Sorry, racing fans, but state revenue from gambling is not free money
Oct 09, 2019 | 2:23 PM
Kudos to The Sun’s editorial staff for noting that the much-praised deal to save the Preakness for Baltimore is not a free lunch (“Gambling revenue rides to the rescue (again),” Oct. 7). The agreement is certainly a textbook illustration of the art of the possible, reconciling three parties with potentially divergent interests. And Mayor Bernard C. “Jack” Young deserves considerable credit for realizing how poisonous was his predecessor’s lawsuit threatening to seize the property via eminent domain — a tactic that contributed to the city’s loss of the Colts 35 years ago.
But The Sun is wise to point out that public dollars — no matter where they originate or how earmarked by previous political deals — have an opportunity cost. When many Maryland schools lack air conditioning or dependable heat, when the Kirwan Commission is looking for huge amounts to finance public education reform, and when the state faces a structural deficit estimated as high as $961 million, it’s worth asking whether allocating $375.5 million to racing is wise or affordable.

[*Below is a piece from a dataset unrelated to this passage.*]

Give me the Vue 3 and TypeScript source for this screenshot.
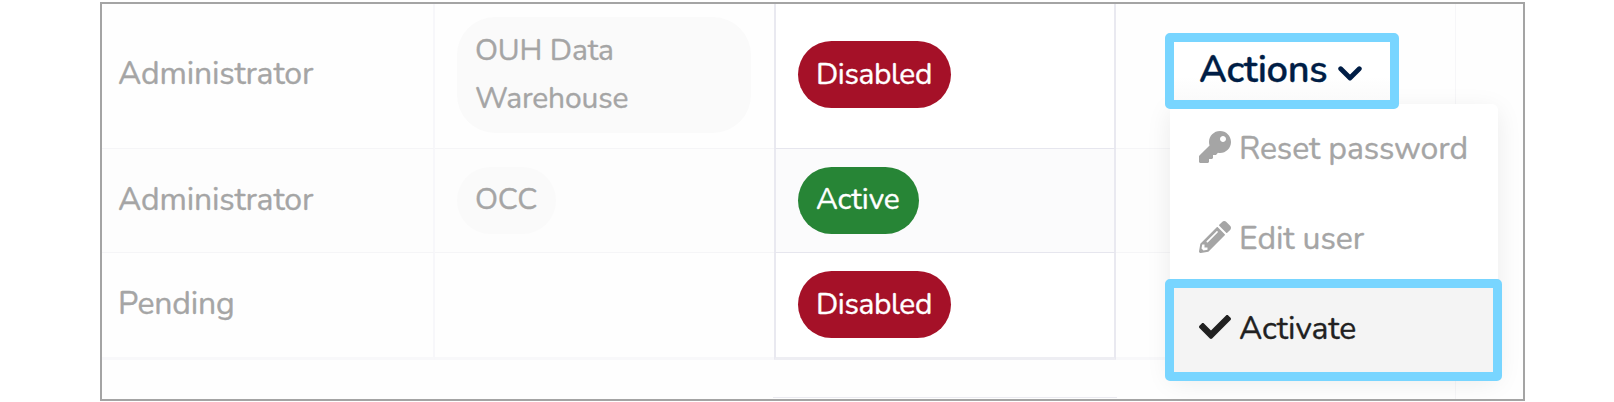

Taxpayers and other interest groups, like teachers and others hoping to upgrade Maryland’s schools, were simply not at the table when this racing deal took shape. So it will be up to legislators and the governor to weigh its full costs and benefits relative to other uses of these dollars and then decide whether and how much to privilege racing. The coming session in Annapolis therefore promises to be one of the more consequential of recent years. We need to pay close attention.